● **Task description**
Give the data below again exactly as it stands. Omit the pictures.

● **Data extract**
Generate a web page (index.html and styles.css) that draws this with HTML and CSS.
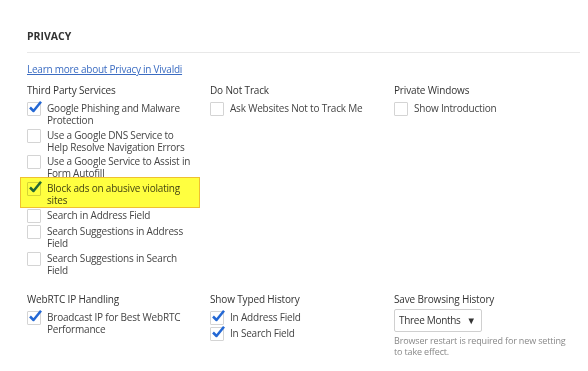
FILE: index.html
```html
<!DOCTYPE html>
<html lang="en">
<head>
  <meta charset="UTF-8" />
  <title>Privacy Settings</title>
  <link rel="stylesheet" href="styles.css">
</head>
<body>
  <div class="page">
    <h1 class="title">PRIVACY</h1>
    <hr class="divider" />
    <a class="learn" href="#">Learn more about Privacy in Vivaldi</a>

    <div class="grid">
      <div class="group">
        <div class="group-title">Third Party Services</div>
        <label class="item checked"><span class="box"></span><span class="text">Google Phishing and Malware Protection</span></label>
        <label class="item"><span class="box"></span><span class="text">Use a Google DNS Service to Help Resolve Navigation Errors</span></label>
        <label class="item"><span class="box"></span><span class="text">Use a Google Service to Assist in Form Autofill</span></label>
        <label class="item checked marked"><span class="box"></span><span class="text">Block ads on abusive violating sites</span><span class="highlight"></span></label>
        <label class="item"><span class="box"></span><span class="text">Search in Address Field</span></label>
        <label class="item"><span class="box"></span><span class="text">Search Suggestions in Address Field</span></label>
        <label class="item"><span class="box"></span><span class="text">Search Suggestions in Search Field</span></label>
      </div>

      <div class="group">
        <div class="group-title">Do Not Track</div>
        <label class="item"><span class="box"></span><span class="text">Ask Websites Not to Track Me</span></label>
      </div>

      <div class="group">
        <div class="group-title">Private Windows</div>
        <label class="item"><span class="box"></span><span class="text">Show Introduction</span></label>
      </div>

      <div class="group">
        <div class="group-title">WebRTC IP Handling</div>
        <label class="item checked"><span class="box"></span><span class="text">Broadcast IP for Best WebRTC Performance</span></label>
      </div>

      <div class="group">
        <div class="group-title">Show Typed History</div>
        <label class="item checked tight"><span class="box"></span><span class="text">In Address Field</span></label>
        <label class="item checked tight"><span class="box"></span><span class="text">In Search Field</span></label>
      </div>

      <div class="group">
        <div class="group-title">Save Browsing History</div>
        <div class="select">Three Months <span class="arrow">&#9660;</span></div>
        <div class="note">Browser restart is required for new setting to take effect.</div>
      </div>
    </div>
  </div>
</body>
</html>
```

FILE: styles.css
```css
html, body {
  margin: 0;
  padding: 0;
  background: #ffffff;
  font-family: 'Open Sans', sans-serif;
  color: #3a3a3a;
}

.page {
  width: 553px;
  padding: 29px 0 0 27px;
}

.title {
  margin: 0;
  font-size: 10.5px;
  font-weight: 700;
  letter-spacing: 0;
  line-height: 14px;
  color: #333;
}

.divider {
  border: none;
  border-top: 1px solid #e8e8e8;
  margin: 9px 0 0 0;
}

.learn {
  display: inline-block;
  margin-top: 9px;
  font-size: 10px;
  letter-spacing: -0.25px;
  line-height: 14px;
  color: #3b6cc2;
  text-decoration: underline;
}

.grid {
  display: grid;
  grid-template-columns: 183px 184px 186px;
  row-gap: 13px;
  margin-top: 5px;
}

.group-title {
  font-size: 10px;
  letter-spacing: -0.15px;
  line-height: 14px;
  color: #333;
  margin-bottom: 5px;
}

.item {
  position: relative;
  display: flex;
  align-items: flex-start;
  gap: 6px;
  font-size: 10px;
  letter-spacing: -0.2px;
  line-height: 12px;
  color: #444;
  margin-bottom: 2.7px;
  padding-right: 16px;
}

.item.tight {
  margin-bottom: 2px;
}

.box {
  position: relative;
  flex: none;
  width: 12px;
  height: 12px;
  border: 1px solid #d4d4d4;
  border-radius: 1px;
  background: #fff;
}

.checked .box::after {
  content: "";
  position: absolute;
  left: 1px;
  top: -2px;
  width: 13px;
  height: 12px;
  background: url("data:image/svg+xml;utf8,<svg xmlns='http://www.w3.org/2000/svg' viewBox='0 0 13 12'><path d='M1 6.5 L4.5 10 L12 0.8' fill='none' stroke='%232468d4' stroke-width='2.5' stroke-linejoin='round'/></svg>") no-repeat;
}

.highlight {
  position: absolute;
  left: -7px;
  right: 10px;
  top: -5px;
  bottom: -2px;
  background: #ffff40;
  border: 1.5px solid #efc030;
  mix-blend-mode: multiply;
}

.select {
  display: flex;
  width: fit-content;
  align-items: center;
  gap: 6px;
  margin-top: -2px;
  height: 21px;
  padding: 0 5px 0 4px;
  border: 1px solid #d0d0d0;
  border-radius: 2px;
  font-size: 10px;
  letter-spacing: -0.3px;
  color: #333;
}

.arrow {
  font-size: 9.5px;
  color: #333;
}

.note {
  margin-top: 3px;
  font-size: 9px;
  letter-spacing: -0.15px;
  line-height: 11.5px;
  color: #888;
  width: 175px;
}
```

● **Exercise response**
Generate a web page (index.html and styles.css) that draws this with HTML and CSS.
FILE: index.html
```html
<!DOCTYPE html>
<html lang="en">
<head>
  <meta charset="UTF-8" />
  <title>Privacy Settings</title>
  <link rel="stylesheet" href="styles.css">
</head>
<body>
  <div class="page">
    <h1 class="title">PRIVACY</h1>
    <hr class="divider" />
    <a class="learn" href="#">Learn more about Privacy in Vivaldi</a>

    <div class="grid">
      <div class="group">
        <div class="group-title">Third Party Services</div>
        <label class="item checked"><span class="box"></span><span class="text">Google Phishing and Malware Protection</span></label>
        <label class="item"><span class="box"></span><span class="text">Use a Google DNS Service to Help Resolve Navigation Errors</span></label>
        <label class="item"><span class="box"></span><span class="text">Use a Google Service to Assist in Form Autofill</span></label>
        <label class="item checked marked"><span class="box"></span><span class="text">Block ads on abusive violating sites</span><span class="highlight"></span></label>
        <label class="item"><span class="box"></span><span class="text">Search in Address Field</span></label>
        <label class="item"><span class="box"></span><span class="text">Search Suggestions in Address Field</span></label>
        <label class="item"><span class="box"></span><span class="text">Search Suggestions in Search Field</span></label>
      </div>

      <div class="group">
        <div class="group-title">Do Not Track</div>
        <label class="item"><span class="box"></span><span class="text">Ask Websites Not to Track Me</span></label>
      </div>

      <div class="group">
        <div class="group-title">Private Windows</div>
        <label class="item"><span class="box"></span><span class="text">Show Introduction</span></label>
      </div>

      <div class="group">
        <div class="group-title">WebRTC IP Handling</div>
        <label class="item checked"><span class="box"></span><span class="text">Broadcast IP for Best WebRTC Performance</span></label>
      </div>

      <div class="group">
        <div class="group-title">Show Typed History</div>
        <label class="item checked tight"><span class="box"></span><span class="text">In Address Field</span></label>
        <label class="item checked tight"><span class="box"></span><span class="text">In Search Field</span></label>
      </div>

      <div class="group">
        <div class="group-title">Save Browsing History</div>
        <div class="select">Three Months <span class="arrow">&#9660;</span></div>
        <div class="note">Browser restart is required for new setting to take effect.</div>
      </div>
    </div>
  </div>
</body>
</html>
```

FILE: styles.css
```css
html, body {
  margin: 0;
  padding: 0;
  background: #ffffff;
  font-family: 'Open Sans', sans-serif;
  color: #3a3a3a;
}

.page {
  width: 553px;
  padding: 29px 0 0 27px;
}

.title {
  margin: 0;
  font-size: 10.5px;
  font-weight: 700;
  letter-spacing: 0;
  line-height: 14px;
  color: #333;
}

.divider {
  border: none;
  border-top: 1px solid #e8e8e8;
  margin: 9px 0 0 0;
}

.learn {
  display: inline-block;
  margin-top: 9px;
  font-size: 10px;
  letter-spacing: -0.25px;
  line-height: 14px;
  color: #3b6cc2;
  text-decoration: underline;
}

.grid {
  display: grid;
  grid-template-columns: 183px 184px 186px;
  row-gap: 13px;
  margin-top: 5px;
}

.group-title {
  font-size: 10px;
  letter-spacing: -0.15px;
  line-height: 14px;
  color: #333;
  margin-bottom: 5px;
}

.item {
  position: relative;
  display: flex;
  align-items: flex-start;
  gap: 6px;
  font-size: 10px;
  letter-spacing: -0.2px;
  line-height: 12px;
  color: #444;
  margin-bottom: 2.7px;
  padding-right: 16px;
}

.item.tight {
  margin-bottom: 2px;
}

.box {
  position: relative;
  flex: none;
  width: 12px;
  height: 12px;
  border: 1px solid #d4d4d4;
  border-radius: 1px;
  background: #fff;
}

.checked .box::after {
  content: "";
  position: absolute;
  left: 1px;
  top: -2px;
  width: 13px;
  height: 12px;
  background: url("data:image/svg+xml;utf8,<svg xmlns='http://www.w3.org/2000/svg' viewBox='0 0 13 12'><path d='M1 6.5 L4.5 10 L12 0.8' fill='none' stroke='%232468d4' stroke-width='2.5' stroke-linejoin='round'/></svg>") no-repeat;
}

.highlight {
  position: absolute;
  left: -7px;
  right: 10px;
  top: -5px;
  bottom: -2px;
  background: #ffff40;
  border: 1.5px solid #efc030;
  mix-blend-mode: multiply;
}

.select {
  display: flex;
  width: fit-content;
  align-items: center;
  gap: 6px;
  margin-top: -2px;
  height: 21px;
  padding: 0 5px 0 4px;
  border: 1px solid #d0d0d0;
  border-radius: 2px;
  font-size: 10px;
  letter-spacing: -0.3px;
  color: #333;
}

.arrow {
  font-size: 9.5px;
  color: #333;
}

.note {
  margin-top: 3px;
  font-size: 9px;
  letter-spacing: -0.15px;
  line-height: 11.5px;
  color: #888;
  width: 175px;
}
```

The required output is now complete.